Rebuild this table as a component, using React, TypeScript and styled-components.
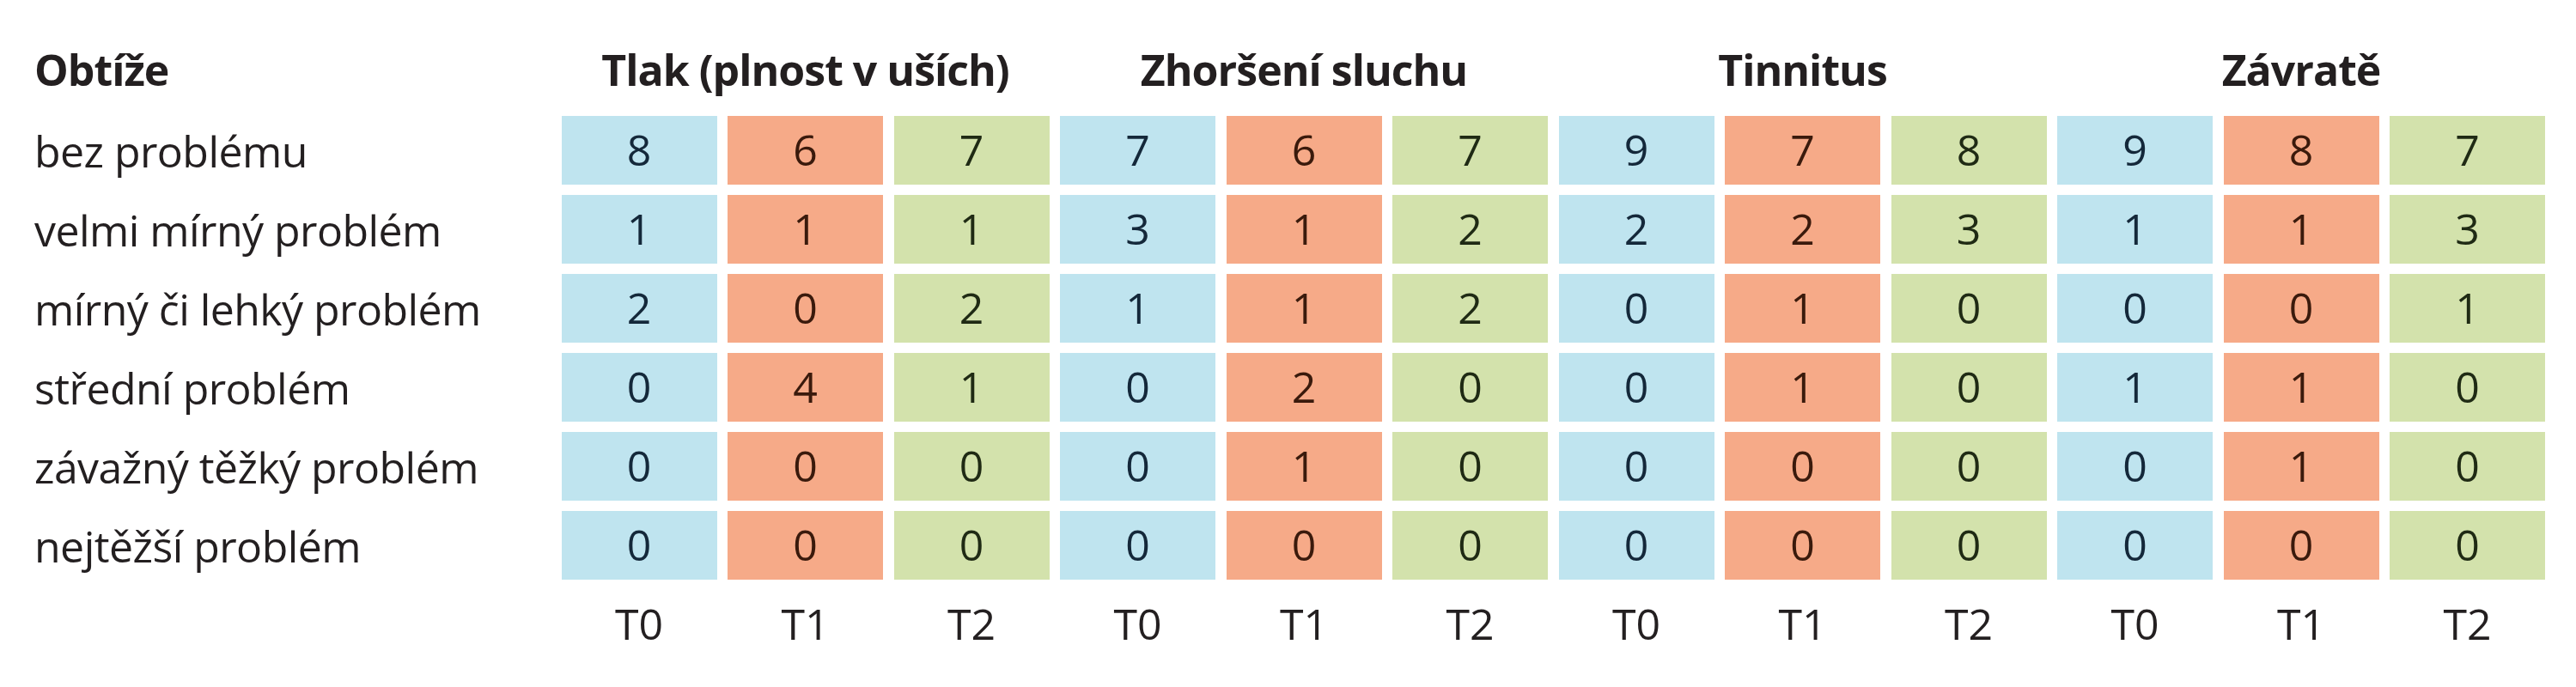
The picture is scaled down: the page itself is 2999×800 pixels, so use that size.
import React from "react";
import styled, { createGlobalStyle } from "styled-components";

const GlobalStyle = createGlobalStyle`
  html, body {
    margin: 0;
    padding: 0;
    background: #ffffff;
  }
  body {
    font-family: "Open Sans", "Noto Sans", sans-serif;
    color: #231f20;
  }
`;

type Tone = "blue" | "orange" | "green";

const toneBg: Record<Tone, string> = {
  blue: "#bfe4ef",
  orange: "#f6aa88",
  green: "#d3e2ac",
};

const toneInk: Record<Tone, string> = {
  blue: "#14283a",
  orange: "#3a1a0c",
  green: "#1f2a14",
};

const Page = styled.div`
  padding: 0 0 0 40px;
  width: 2999px;
  box-sizing: border-box;
`;

const Table = styled.div`
  display: grid;
  grid-template-columns: 601px repeat(12, 181px);
  grid-template-rows: 123px repeat(6, 80px) 80px;
  column-gap: 12.5px;
  row-gap: 12px;
`;

const HeadText = styled.div`
  align-self: end;
  font-size: 50px;
  line-height: 50px;
  font-weight: 700;
  letter-spacing: -1px;
  padding-bottom: 17px;
  white-space: nowrap;
`;

const CornerHeading = styled(HeadText)`
  text-align: left;
`;

const GroupHeading = styled(HeadText)`
  grid-column: span 3;
  text-align: center;
`;

const RowLabel = styled.div`
  display: flex;
  align-items: center;
  font-size: 50px;
  letter-spacing: -0.55px;
  padding-top: 2px;
  white-space: nowrap;
`;

const Cell = styled.div<{ $tone: Tone }>`
  display: flex;
  align-items: center;
  justify-content: center;
  background: ${(p) => toneBg[p.$tone]};
  color: ${(p) => toneInk[p.$tone]};
  font-size: 50px;
  padding-bottom: 3px;
  box-sizing: border-box;
`;

const TimeLabel = styled.div`
  display: flex;
  align-items: center;
  justify-content: center;
  font-size: 50px;
  padding-bottom: 2px;
  box-sizing: border-box;
`;

const groups = ["Tlak (plnost v uších)", "Zhoršení sluchu", "Tinnitus", "Závratě"];
const tones: Tone[] = ["blue", "orange", "green"];
const times = ["T0", "T1", "T2"];

const rows: { label: string; values: number[] }[] = [
  { label: "bez problému", values: [8, 6, 7, 7, 6, 7, 9, 7, 8, 9, 8, 7] },
  { label: "velmi mírný problém", values: [1, 1, 1, 3, 1, 2, 2, 2, 3, 1, 1, 3] },
  { label: "mírný či lehký problém", values: [2, 0, 2, 1, 1, 2, 0, 1, 0, 0, 0, 1] },
  { label: "střední problém", values: [0, 4, 1, 0, 2, 0, 0, 1, 0, 1, 1, 0] },
  { label: "závažný těžký problém", values: [0, 0, 0, 0, 1, 0, 0, 0, 0, 0, 1, 0] },
  { label: "nejtěžší problém", values: [0, 0, 0, 0, 0, 0, 0, 0, 0, 0, 0, 0] },
];

export default function App() {
  return (
    <>
      <GlobalStyle />
      <Page>
        <Table>
          <CornerHeading>Obtíže</CornerHeading>
          {groups.map((g) => (
            <GroupHeading key={g}>{g}</GroupHeading>
          ))}
          {rows.map((r) => (
            <React.Fragment key={r.label}>
              <RowLabel>{r.label}</RowLabel>
              {r.values.map((v, i) => (
                <Cell key={i} $tone={tones[i % 3]}>
                  {v}
                </Cell>
              ))}
            </React.Fragment>
          ))}
          <div />
          {groups.flatMap((g) =>
            times.map((t) => <TimeLabel key={g + t}>{t}</TimeLabel>)
          )}
        </Table>
      </Page>
    </>
  );
}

WRITTEN INSTRUCTION:
Restate the data above word for word. Do not include the images.

TASK RESPONSE:
Rebuild this table as a component, using React, TypeScript and styled-components.
The picture is scaled down: the page itself is 2999×800 pixels, so use that size.
import React from "react";
import styled, { createGlobalStyle } from "styled-components";

const GlobalStyle = createGlobalStyle`
  html, body {
    margin: 0;
    padding: 0;
    background: #ffffff;
  }
  body {
    font-family: "Open Sans", "Noto Sans", sans-serif;
    color: #231f20;
  }
`;

type Tone = "blue" | "orange" | "green";

const toneBg: Record<Tone, string> = {
  blue: "#bfe4ef",
  orange: "#f6aa88",
  green: "#d3e2ac",
};

const toneInk: Record<Tone, string> = {
  blue: "#14283a",
  orange: "#3a1a0c",
  green: "#1f2a14",
};

const Page = styled.div`
  padding: 0 0 0 40px;
  width: 2999px;
  box-sizing: border-box;
`;

const Table = styled.div`
  display: grid;
  grid-template-columns: 601px repeat(12, 181px);
  grid-template-rows: 123px repeat(6, 80px) 80px;
  column-gap: 12.5px;
  row-gap: 12px;
`;

const HeadText = styled.div`
  align-self: end;
  font-size: 50px;
  line-height: 50px;
  font-weight: 700;
  letter-spacing: -1px;
  padding-bottom: 17px;
  white-space: nowrap;
`;

const CornerHeading = styled(HeadText)`
  text-align: left;
`;

const GroupHeading = styled(HeadText)`
  grid-column: span 3;
  text-align: center;
`;

const RowLabel = styled.div`
  display: flex;
  align-items: center;
  font-size: 50px;
  letter-spacing: -0.55px;
  padding-top: 2px;
  white-space: nowrap;
`;

const Cell = styled.div<{ $tone: Tone }>`
  display: flex;
  align-items: center;
  justify-content: center;
  background: ${(p) => toneBg[p.$tone]};
  color: ${(p) => toneInk[p.$tone]};
  font-size: 50px;
  padding-bottom: 3px;
  box-sizing: border-box;
`;

const TimeLabel = styled.div`
  display: flex;
  align-items: center;
  justify-content: center;
  font-size: 50px;
  padding-bottom: 2px;
  box-sizing: border-box;
`;

const groups = ["Tlak (plnost v uších)", "Zhoršení sluchu", "Tinnitus", "Závratě"];
const tones: Tone[] = ["blue", "orange", "green"];
const times = ["T0", "T1", "T2"];

const rows: { label: string; values: number[] }[] = [
  { label: "bez problému", values: [8, 6, 7, 7, 6, 7, 9, 7, 8, 9, 8, 7] },
  { label: "velmi mírný problém", values: [1, 1, 1, 3, 1, 2, 2, 2, 3, 1, 1, 3] },
  { label: "mírný či lehký problém", values: [2, 0, 2, 1, 1, 2, 0, 1, 0, 0, 0, 1] },
  { label: "střední problém", values: [0, 4, 1, 0, 2, 0, 0, 1, 0, 1, 1, 0] },
  { label: "závažný těžký problém", values: [0, 0, 0, 0, 1, 0, 0, 0, 0, 0, 1, 0] },
  { label: "nejtěžší problém", values: [0, 0, 0, 0, 0, 0, 0, 0, 0, 0, 0, 0] },
];

export default function App() {
  return (
    <>
      <GlobalStyle />
      <Page>
        <Table>
          <CornerHeading>Obtíže</CornerHeading>
          {groups.map((g) => (
            <GroupHeading key={g}>{g}</GroupHeading>
          ))}
          {rows.map((r) => (
            <React.Fragment key={r.label}>
              <RowLabel>{r.label}</RowLabel>
              {r.values.map((v, i) => (
                <Cell key={i} $tone={tones[i % 3]}>
                  {v}
                </Cell>
              ))}
            </React.Fragment>
          ))}
          <div />
          {groups.flatMap((g) =>
            times.map((t) => <TimeLabel key={g + t}>{t}</TimeLabel>)
          )}
        </Table>
      </Page>
    </>
  );
}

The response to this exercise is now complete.